La lotta alla fame passa anche per la pace

IL COMMENTO. Tre cifre: 43, 780 e 122. E tre parole: clima, nutrizione e guerra. Sono queste le condizioni e le avversità con cui si confronta il summit Fao (l’Organizzazione per il cibo e l’agricoltura delle Nazioni Unite) aperto lunedì scorso a Roma e destinato a portare in Italia i rappresentanti di 161 Paesi, tra i quali 22 capi di Stato o di Governo, e il segretario generale dell’Onu Antonio Guterres.

Un onore per l’Italia (e un esplicito riconoscimento del nostro ruolo nei temi legati all’alimentazione e alla produzione di cibo) e forse una tappa decisiva per una presa di coscienza che non può restare legata a logiche nazionali o, peggio ancora, di settore. Indispensabile, peraltro, se si vuole davvero raggiungere l’obiettivo «Fame zero» entro il 2030, cioè rispettare i propositi di questo summit romano.

Le cifre, dicevamo: 43 sono i milioni di persone che ogni giorno rischiano di morire di fame, 780 i milioni di persone che soffrono per scarsità di cibo, 122 i milioni di affamati in più rispetto al 2019. I dati dimostrano che la situazione è andata peggiorando.

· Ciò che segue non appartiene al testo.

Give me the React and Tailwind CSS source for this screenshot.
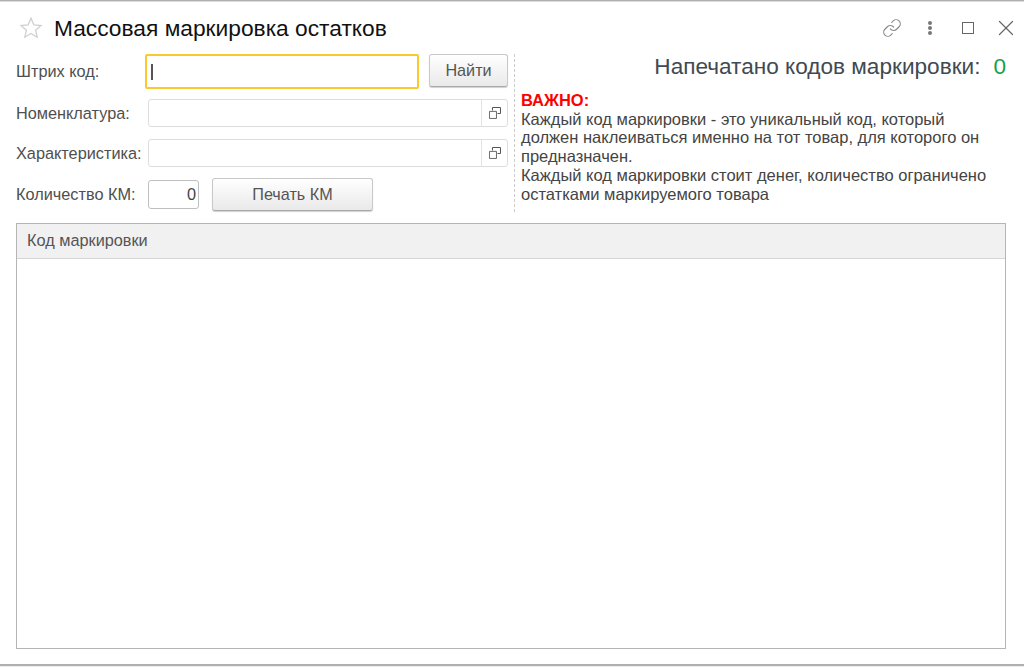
import { Link, X } from 'lucide-react';

function OpenIcon() {
  return (
    <svg width="12" height="12" viewBox="0 0 12 12" fill="none" stroke="#555" strokeWidth="1">
      <path d="M3.5 3.5V.5h8v6h-3" />
      <path d="M.5 3.5h8v8h-8z" transform="scale(.88) translate(0 1.5)" />
    </svg>
  );
}

function Star() {
  return (
    <svg width="24" height="24" viewBox="0 0 24 24" fill="none" stroke="#d0d0d0" strokeWidth="1.3">
      <path d="M12 2.2l2.9 6.6 7.1.7-5.4 4.7 1.6 7-6.2-3.7-6.2 3.7 1.6-7L2 9.5l7.1-.7z" />
    </svg>
  );
}

function PickField({ label }) {
  return (
    <div className="flex items-center h-[28px]">
      <span className="w-[132px] text-[16.3px] text-[#4f4f4f] whitespace-nowrap">{label}</span>
      <div className="w-[360px] h-[28px] flex border border-[#dddddd] rounded-[3px] bg-white">
        <div className="flex-1" />
        <div className="w-[26px] border-l border-[#e3e3e3] flex items-center justify-center">
          <OpenIcon />
        </div>
      </div>
    </div>
  );
}

function GrayButton({ children, className }) {
  return (
    <button className={`border border-[#c9c9c9] border-b-[#a9a9a9] rounded-[3px] bg-gradient-to-b from-white to-[#e9e9e9] text-[16.2px] text-[#555555] shadow-[0_1px_1px_#d0d0d0] ${className}`}>
      {children}
    </button>
  );
}

export default function App() {
  return (
    <div className="w-[1024px] h-[667px] flex flex-col bg-white overflow-hidden font-['Liberation_Sans',Arial,sans-serif]">
      <div className="h-[2px] bg-[#b0b0b0] border-b border-[#dcdcdc]" />

      {/* Title */}
      <div className="h-[52px] flex items-center pl-[19px] pr-[5px]">
        <Star />
        <h1 className="ml-[11px] text-[22.75px] text-[#111111] flex-1">Массовая маркировка остатков</h1>
        <Link className="w-[20px] h-[20px] text-[#8a8a8a] mr-[26px]" strokeWidth={1.4} />
        <div className="flex flex-col gap-[1px] mr-[30px]">
          <span className="w-[4px] h-[4px] rounded-full bg-[#777777]" />
          <span className="w-[4px] h-[4px] rounded-full bg-[#777777]" />
          <span className="w-[4px] h-[4px] rounded-full bg-[#777777]" />
        </div>
        <div className="w-[12px] h-[12px] border-[1.5px] border-[#666666] mr-[19px]" />
        <X className="w-[26px] h-[26px] text-[#666666]" strokeWidth={1.1} />
      </div>

      {/* Form */}
      <div className="flex pl-[16px] h-[158px]">
        <div className="w-[492px] flex flex-col">
          <div className="flex items-start h-[45px]">
            <span className="w-[129px] h-[35px] flex items-center text-[16.3px] text-[#4f4f4f]">Штрих код:</span>
            <div className="w-[274px] h-[35px] border-2 border-[#fcc82f] rounded-[2px] flex items-center pl-[4px]">
              <div className="w-[2px] h-[16px] bg-[#555555]" />
            </div>
            <GrayButton className="ml-[10px] w-[79px] h-[33px]">Найти</GrayButton>
          </div>
          <PickField label="Номенклатура:" />
          <div className="h-[12px]" />
          <PickField label="Характеристика:" />
          <div className="flex items-center h-[33px] mt-[11px]">
            <span className="w-[132px] text-[16.3px] text-[#4f4f4f] whitespace-nowrap">Количество КМ:</span>
            <div className="w-[51px] h-[29px] border border-[#bfbfbf] rounded-[3px] flex items-center justify-end pr-[2px] text-[16.3px] text-[#444444]">0</div>
            <GrayButton className="ml-[13px] w-[161px] h-[33px]">Печать КМ</GrayButton>
          </div>
        </div>

        <div className="ml-[6px] w-0 border-l border-dashed border-[#cccccc]" />

        <div className="flex-1 pl-[6px] pr-[18px]">
          <div className="flex justify-end items-center text-[22.6px] text-[#3f4a52] h-[28px] mt-[-1px] whitespace-nowrap">
            <span>Напечатано кодов маркировки:</span>
            <span className="ml-[13px] text-[#12a150]">0</span>
          </div>
          <div className="mt-[10px] text-[16.5px] leading-[18.7px] text-[#444444] whitespace-nowrap">
            <div className="font-bold text-[#ff0000]">ВАЖНО:</div>
            <div>Каждый код маркировки - это уникальный код, который</div>
            <div>должен наклеиваться именно на тот товар, для которого он</div>
            <div>предназначен.</div>
            <div>Каждый код маркировки стоит денег, количество ограничено</div>
            <div>остатками маркируемого товара</div>
          </div>
        </div>
      </div>

      {/* Table */}
      <div className="ml-[16px] mr-[18px] mt-[11px] h-[426px] border border-[#b5b5b5] flex flex-col">
        <div className="h-[35px] pb-[2px] bg-[#f1f1f1] border-b border-[#d6d6d6] flex items-center pl-[10px] text-[16.3px] text-[#555555]">
          Код маркировки
        </div>
        <div className="flex-1 bg-white" />
      </div>

      <div className="mt-[15px] h-[2px] bg-[#b0b0b0]" />
      <div className="flex-1 bg-[#eeeeee]" />
    </div>
  );
}
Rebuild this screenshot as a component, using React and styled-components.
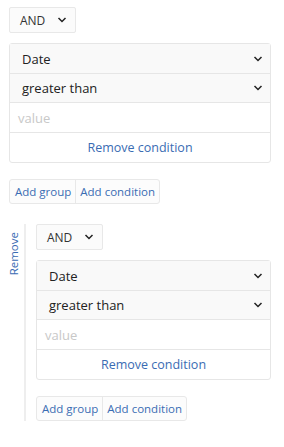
import React from "react";
import styled, { createGlobalStyle } from "styled-components";

const Global = createGlobalStyle`
  html, body { margin: 0; padding: 0; background: #fff; }
  body { font-family: "Open Sans", "Noto Sans", sans-serif; color: #333; }
  * { box-sizing: border-box; }
`;

const Page = styled.div`
  padding: 7px 13px 0 9px;
`;

const Group = styled.div`
  display: flex;
  flex-direction: column;
  align-items: stretch;
`;

const Combinator = styled.div`
  width: 67px;
  height: 26px;
  display: flex;
  align-items: center;
  justify-content: space-between;
  padding: 0 8px 0 10px;
  border: 1px solid #e8e8e8;
  border-radius: 2px;
  background: #fbfbfb;
  font-size: 12px;
`;

const ConditionBox = styled.div`
  margin-top: 10px;
  border: 1px solid #e6e6e6;
  border-radius: 3px;
  display: flex;
  flex-direction: column;
  background: #fff;
`;

const SelectRow = styled.div`
  height: ${(p) => p.$h || 30}px;
  display: flex;
  align-items: center;
  justify-content: space-between;
  padding: 0 7px 0 12px;
  background: #f9f9f9;
  border-bottom: 1px solid #e6e6e6;
  font-size: 13px;
  color: #222;
`;

const ValueRow = styled.div`
  height: 30px;
  display: flex;
  align-items: center;
  padding: 0 8px;
  border-bottom: 1px solid #e6e6e6;
  font-size: 13px;
  color: #c8c8c8;
`;

const RemoveRow = styled.div`
  height: 29px;
  display: flex;
  align-items: center;
  justify-content: center;
  font-size: 12.5px;
  color: #3a6cb3;
`;

const ButtonBar = styled.div`
  margin-top: ${(p) => p.$mt}px;
  display: flex;
  align-self: flex-start;
  border: 1px solid #e8e8e8;
  border-radius: 3px;
  background: #fcfcfc;
`;

const Btn = styled.div`
  height: 23px;
  display: flex;
  align-items: center;
  padding: 0 ${(p) => p.$pr}px 0 ${(p) => p.$pl}px;
  font-size: 11.5px;
  color: #3a6cb3;
  & + & { border-left: 1px solid #e8e8e8; }
`;

const Nested = styled.div`
  margin-top: 20px;
  display: flex;
  align-items: stretch;
`;

const RemoveCol = styled.div`
  width: 15px;
  display: flex;
  justify-content: center;
  align-items: flex-start;
`;

const RemoveVertical = styled.div`
  writing-mode: vertical-rl;
  transform: rotate(180deg);
  font-size: 11.5px;
  color: #3a6cb3;
  margin-top: 8px;
  padding-left: 6px;
`;

const NestedBody = styled.div`
  flex: 1;
  border-left: 2px solid #eeeeee;
  padding-left: 10px;
  display: flex;
  flex-direction: column;
`;

const Chevron = () => (
  <svg width="10" height="6" viewBox="0 0 10 6">
    <path d="M1.5 1 L5 4.5 L8.5 1" fill="none" stroke="#222" strokeWidth="1.5" />
  </svg>
);

function Condition() {
  return (
    <ConditionBox>
      <SelectRow $h={30}>
        <span>Date</span>
        <Chevron />
      </SelectRow>
      <SelectRow $h={29}>
        <span>greater than</span>
        <Chevron />
      </SelectRow>
      <ValueRow>value</ValueRow>
      <RemoveRow>Remove condition</RemoveRow>
    </ConditionBox>
  );
}

function Buttons({ mt }) {
  return (
    <ButtonBar $mt={mt}>
      <Btn $pl={5} $pr={4}>Add group</Btn>
      <Btn $pl={4} $pr={4}>Add condition</Btn>
    </ButtonBar>
  );
}

export default function App() {
  return (
    <>
      <Global />
      <Page>
        <Group>
          <Combinator>
            <span>AND</span>
            <Chevron />
          </Combinator>
          <Condition />
          <Buttons mt={16} />
        </Group>
        <Nested>
          <RemoveCol>
            <RemoveVertical>Remove</RemoveVertical>
          </RemoveCol>
          <NestedBody>
            <Combinator>
              <span>AND</span>
              <Chevron />
            </Combinator>
            <Condition />
            <Buttons mt={16} />
          </NestedBody>
        </Nested>
      </Page>
    </>
  );
}
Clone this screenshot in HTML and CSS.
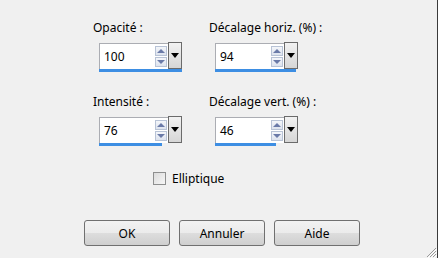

E le parole. Il clima: le emissioni a effetto serra, che provocano il surriscaldamento dell’atmosfera, crescono ancora e pare difficile che si riesca a evitare l’aumento della temperatura di 1,5 gradi come 196 Stati si erano impegnati a fare nel 2015 a Parigi, confermando il proposito a Glasgow nel 2021. Il riscaldamento climatico produce effetti negativi sull’agricoltura (desertificazione, scarsità di risorse idriche, spostamento dei periodi di crescita delle colture…) e quindi sulla produzione di cibo.

Nutrizione: un terzo del cibo prodotto finisce nelle pattumiere, e mentre 462 milioni di persone sono denutrite, altri due miliardi di persone sono sovrappeso quando non obese. È quanto mai urgente un radicale cambiamento delle abitudini alimentari nel mondo sviluppato. E infine le guerre: pensiamo alla polemica in corso tra Russia, Ucraina e Nazioni Unite sull’Accordo del Mar Nero (il cosiddetto Accordo sul grano), all’ipocrisia dei rifornimenti ucraini di cereali che si vogliono per i Paesi poveri ma finiscono in quelli ricchi, ai bombardamenti russi sui silos e sui granai, all’impiego di munizioni devastanti non solo per le persone ma anche per i terreni fertili. Per non parlare della guerra per l’acqua, che impegna russi e ucraini nell’attacco alle dighe e ai canali. E l’Ucraina è solo il caso più clamoroso in un panorama mondiale che mostra almeno un centinaio di conflitti in corso, che rovinano le vite dei popoli ma anche le rotte attraverso cui il cibo viene commerciato e distribuito.

È una sfida immane perché, mettendo insieme i tasselli del problema, per essere vinta implica un radicale mutamento nella politica internazionale, un profondo cambio di paradigma. Il 2030 è dopodomani e l’Ifad (il Fondo internazionale per lo sviluppo agricolo) ha calcolato che, per arrivare in quell’anno ad avere «Fame zero», bisogna per prima cosa stanziare 400 miliardi di dollari l’anno da investire nei sistemi alimentari globali. Si potrà farlo senza investire anche, almeno come volontà politica, sulla pace?

Senza cambiare davvero il nostro modo di alimentarsi, e quindi di essere? Senza dare una priorità reale, concreta, ai bisogni dei Paesi meno sviluppati? Non si può chiedere tutto al summit Fao. Però si può sperare che la campana di fine ricreazione suoni, almeno questa volta, alta e forte.